A: In responding to your question, I have asked for assistance from one of the insurance experts (also an educator to respond), Mark Coleman, CIRMS, vice president of NFP Property &Casualty Services, LLC. Here is what he has to say on the subject:
I would disagree with her interpretation of the property insurance requirement of NRS116.3113 listed in the question. NRS116 is based on the Uniform Common Interest Ownership Act and has been amended several times over the years to update terms when UCIOA changes. About 28 states base their HOA laws on this model federal act. NRS116.3113 is clear in that any building that has more than one unit must be included in the property insurance coverage provided by the association.
Further, the association’s property coverage is primary for all property claims. You cannot insure just common walls and roofs. You must insure the entire building to original specification both inside and outside. That form of coverage is called single entity coverage. The association’s property insurance does not need to include owner added betterments and improvements. These insurance requirements pertain to not just condominiums, but townhomes, duplexes, triplexes, any building with two or more units.
On April 2, 2020, Nevada Real Estate Division issued Advisory Opinion 20-03, which clearly states all buildings regardless of how they are titled must be included in the property insurance coverage if that building is two or more units. Even when you refer to the building as a single-family attached home it has two units and must be included. Insurance, like all business, has its own language. The owner of any unit that has the primary property coverage with the association should have an HO6 policy if owner occupied, and fire dwelling policy if it is rented to others. HO6 is referred to as a condominium wwners policy as insurance underwriters have no specific policy for townhomes or duplexes. I agree with your community manager that the association should be providing the property insurance for your townhome.
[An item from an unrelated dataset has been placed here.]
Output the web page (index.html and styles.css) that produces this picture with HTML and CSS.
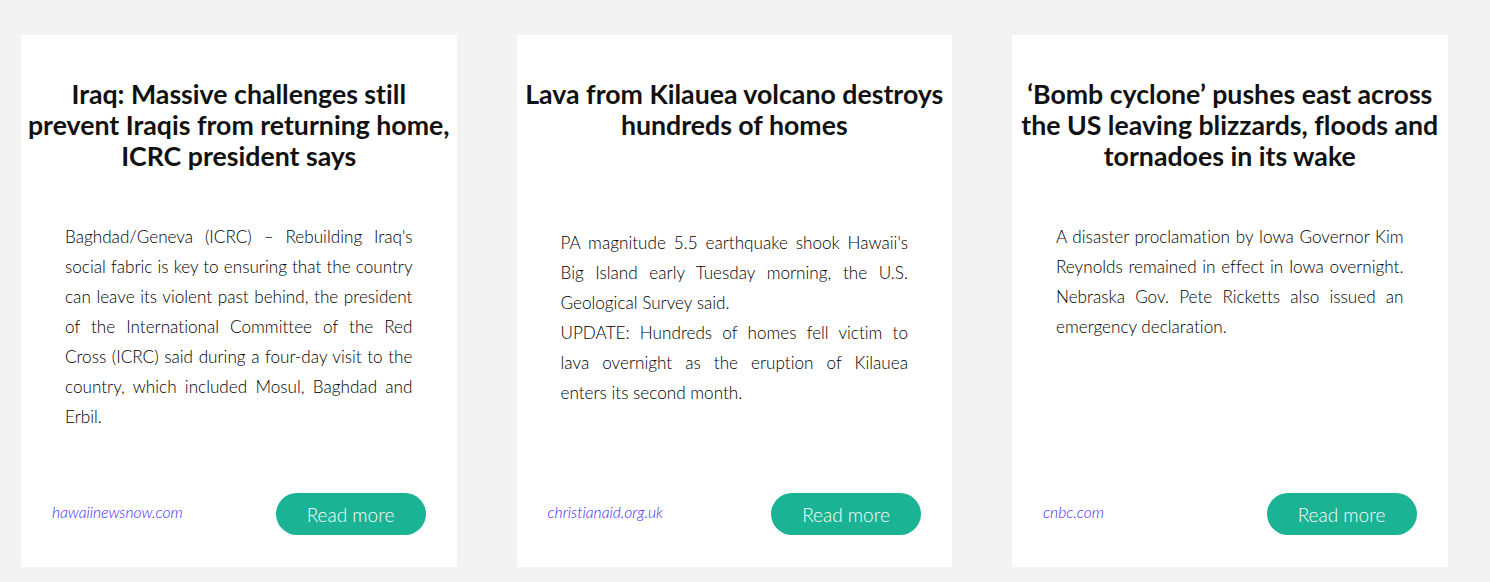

The board made the correct decision in purchasing insurance that included all buildings with two or more units.
Q: At the request of the homeowner, Our HOA recently held an open meeting of the Hearing Committee for a violation. Two board members were present for the open portion. Following the open portion, the Hearing Committee went into closed deliberations. Should the board members have been allowed to stay during deliberations There is no clear language in our governing documents regarding this.
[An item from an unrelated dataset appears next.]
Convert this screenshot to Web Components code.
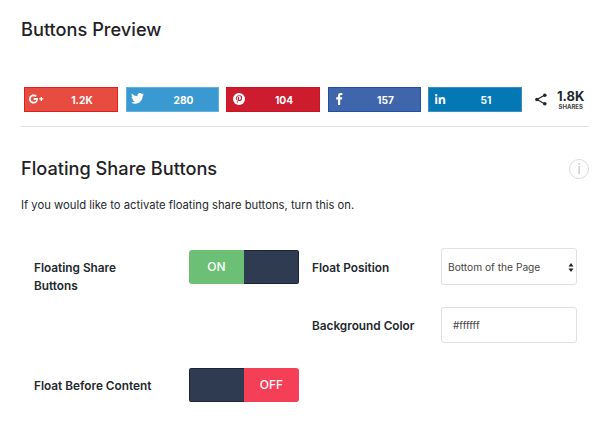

A: If the board members were just observers and were not party to the violation, they should not participate during the deliberation process. The reason is the homeowners who may be sanctioned by the Hearing Committee may want to appeal the decision to the board. As a footnote, homeowners who appear before the Hearing Committee are not entitled to attend the deliberations per Nevada Revised Statutes 116.31085 (4c).
Q: Our board president just sent out this manifesto for our upcoming board meeting on Jan. 25. Everyone I have spoken to, including various community managers and homeowners in different communities both here in Vegas and other states, can’t believe that this is even being proposed. Have you ever seen anything like this and what do you think? We value your expert opinion.
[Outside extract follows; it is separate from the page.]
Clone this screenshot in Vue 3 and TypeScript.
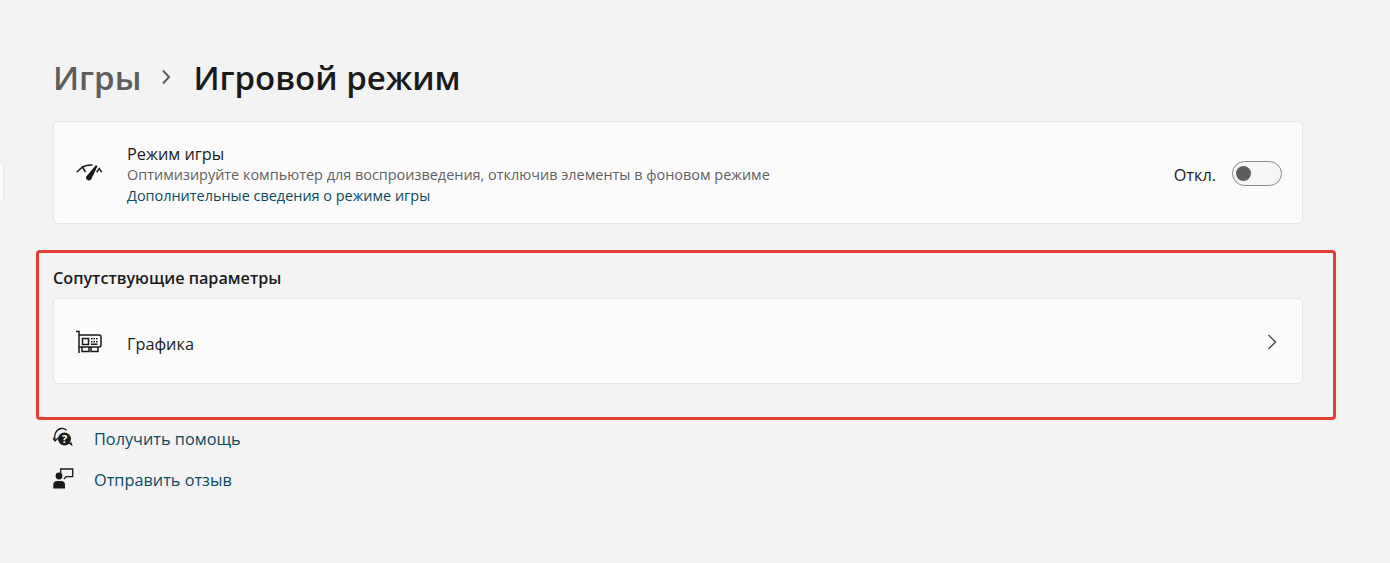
<template>
  <div class="page">
    <div class="nav-sliver"></div>
    <header class="crumbs">
      <span class="parent">Игры</span>
      <svg class="crumb-arrow" width="12" height="16" viewBox="0 0 12 16">
        <path d="M3 1.500 9 8l-6 6.500" fill="none" stroke="#5d5d5d" stroke-width="2" />
      </svg>
      <h1>Игровой режим</h1>
    </header>

    <div class="card game-card">
      <svg class="row-icon" width="28" height="24" viewBox="0 0 28 24">
        <g fill="none" stroke="#1a1a1a" stroke-width="1.500">
          <path d="M.7 11.200 6.500 6l3 5" />
          <path d="M6.500 6C9.500 4.500 13 3.800 16.500 4" />
          <path d="M20.700 11.200 23.300 7.500l2.400 3.700" />
        </g>
        <path d="M19.800 4.300 21.600 5 15.500 17.800a2.900 2.900 0 0 1-5.400-2z" fill="#1a1a1a" />
      </svg>
      <div class="row-text">
        <div class="row-title">Режим игры</div>
        <div class="row-desc">Оптимизируйте компьютер для воспроизведения, отключив элементы в фоновом режиме</div>
        <a class="row-link">Дополнительные сведения о режиме игры</a>
      </div>
      <span class="toggle-label">Откл.</span>
      <button class="toggle" type="button"><span class="knob"></span></button>
    </div>

    <section class="related">
      <h2>Сопутствующие параметры</h2>
      <div class="card graphics-card">
        <svg class="row-icon" width="28" height="24" viewBox="0 0 28 24">
          <g fill="none" stroke="#1a1a1a" stroke-width="1.500">
            <path d="M0 2.500h3v21.500" />
            <path d="M3 6h20a2 2 0 0 1 2 2v8a2 2 0 0 1-2 2H3" />
            <path d="M6 18v4.500h7V18M15 18v4.500h7V18" />
            <rect x="6.500" y="9.500" width="6" height="6" />
          </g>
          <path d="M15 9h1.500v1.500H15zM17.500 9H19v1.500h-1.500zM20 9h1.500v1.500H20zM15 12h1.500v1.500H15zM17.500 12H19v1.500h-1.500zM20 12h1.500v1.500H20zM15 14.500h6.500V16H15z" fill="#1a1a1a" />
        </svg>
        <span class="graphics-label">Графика</span>
        <svg class="row-arrow" width="12" height="16" viewBox="0 0 12 16">
          <path d="M2.500 1 9.500 8l-7 7" fill="none" stroke="#4a4a4a" stroke-width="1.400" />
        </svg>
      </div>
    </section>

    <div class="help-links">
      <a class="help-link">
        <svg width="24" height="24" viewBox="0 0 24 24">
          <path d="M2 13.500C.500 8 3 2.500 8 1.500c2-.3 4 .3 5.500 1.800" fill="none" stroke="#1a1a1a" stroke-width="1.300" />
          <path d="M-.500 10.500 2 14l3-3" fill="none" stroke="#1a1a1a" stroke-width="1.300" />
          <circle cx="11.500" cy="12" r="6.500" fill="#1a1a1a" />
          <path d="M15 16l4.700 3.200-1.200-4z" fill="#1a1a1a" />
          <text x="11.500" y="16" class="qmark">?</text>
        </svg>
        <span>Получить помощь</span>
      </a>
      <a class="help-link">
        <svg width="24" height="24" viewBox="0 0 24 24">
          <circle cx="6" cy="8" r="3.400" fill="#1a1a1a" />
          <path d="M.3 20.500V17A4 4 0 0 1 4.300 13h3.700a4 4 0 0 1 4 4v3.500z" fill="#1a1a1a" />
          <path d="M7.700 5V1h12v7.700H13L11 11" fill="none" stroke="#1a1a1a" stroke-width="1.300" />
        </svg>
        <span>Отправить отзыв</span>
      </a>
    </div>
  </div>
</template>

<script setup lang="ts">
</script>

<style>
html,
body {
  margin: 0;
  background: #f3f3f3;
}
</style>

<style scoped>
.page {
  position: relative;
  box-sizing: border-box;
  width: 1390px;
  height: 563px;
  padding: 52px 87px 0 53px;
  overflow: hidden;
  background: #f3f3f3;
  color: #1a1a1a;
  font-family: "Open Sans", "Noto Sans", sans-serif;
}

.nav-sliver {
  position: absolute;
  left: -6px;
  top: 162px;
  width: 8px;
  height: 38px;
  background: #fbfbfb;
  border: 1px solid #e5e5e5;
  border-radius: 4px;
}

.crumbs {
  display: flex;
  align-items: center;
  height: 50px;
}

.parent {
  font-size: 33px;
  font-weight: 600;
  color: #5d5d5d;
}

.crumb-arrow {
  margin: 0 21px 0 19px;
}

h1 {
  margin: 0;
  font-size: 33px;
  font-weight: 600;
  color: #1a1a1a;
}

.card {
  display: flex;
  align-items: center;
  box-sizing: border-box;
  background: #fbfbfb;
  border: 1px solid #e6e6e6;
  border-radius: 5px;
}

.game-card {
  height: 103px;
  margin-top: 19px;
  padding: 0 20px 0 22px;
}

.row-icon {
  flex: none;
  margin-right: 23px;
}

.row-text {
  flex: 1;
  min-width: 0;
  margin-top: 6px;
}

.row-title {
  font-size: 16.300px;
  line-height: 21px;
}

.row-desc {
  font-size: 14.450px;
  line-height: 20px;
  color: #616161;
}

.row-link {
  display: block;
  font-size: 14.450px;
  line-height: 22px;
  color: #0b4a5e;
}

.toggle-label {
  font-size: 16.300px;
  margin: 4px 16px 0 0;
}

.toggle {
  display: flex;
  align-items: center;
  box-sizing: border-box;
  width: 50px;
  height: 25px;
  margin-top: 1px;
  padding: 0 0 0 3px;
  background: #f6f6f6;
  border: 1px solid #8a8a8a;
  border-radius: 13px;
}

.knob {
  width: 15px;
  height: 15px;
  border-radius: 50%;
  background: #5d5d5d;
}

.related {
  box-sizing: border-box;
  height: 170px;
  margin: 26px -33px 0 -17px;
  padding: 14px 30px 0 14px;
  border: 3px solid #e53e36;
  border-radius: 4px;
}

h2 {
  margin: 0 0 9px;
  font-size: 16.200px;
  line-height: 22px;
  font-weight: 600;
  color: #1a1a1a;
}

.graphics-card {
  height: 86px;
  padding: 0 24px 0 22px;
}

.graphics-label {
  flex: 1;
  font-size: 16.300px;
  margin-top: 5px;
}

.row-arrow {
  margin-top: 2px;
}

.help-links {
  display: flex;
  flex-direction: column;
  gap: 17px;
  margin-top: 7px;
}

.help-link {
  display: flex;
  align-items: center;
  gap: 17px;
  height: 24px;
  font-size: 16.300px;
  color: #0b4a5e;
}

.qmark {
  fill: #fff;
  font-size: 11px;
  font-weight: 700;
  text-anchor: middle;
}
</style>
At the Jan. 10, 2023 meeting, we will be voting on adopting the manner (see below) by which we add agenda and newsletter items, and if passed by majority vote, will be followed going forward.
1. Vote on all known proposed agenda items at a meeting, for the next meeting. This is a majority vote. If an item does not get a majority vote of those present after quorum, then it is not added to the agenda for the next meeting.
2. Any potential agenda items that come up between meetings can be added by unanimous vote via e-mail. If everyone does not agree via e-mail (unanimous), then it is not added to the agenda for the next meeting.
3. Only agenda items approved by majority director vote after quorum at the previous meeting, or unanimously in between meetings via e-mail, will be on the next agenda.
This is the same process, if passed by board majority vote, for adding articles to the newsletter.
Please submit any agenda or newsletters via email or at the Jan. 10, 2023 meeting for board vote.
A: The proposed process to add an item to the agenda does not provide any flexibility for this association. Issues not planned should not be delayed. The proposed recommendation is for those unplanned issues to vote by email requiring unanimous approval instead of by majority vote.
While I can understand the rationale by the president, if the board chooses to accept his proposal then my recommendation is to change from unanimous to majority vote for unplanned issues that occur between meetings.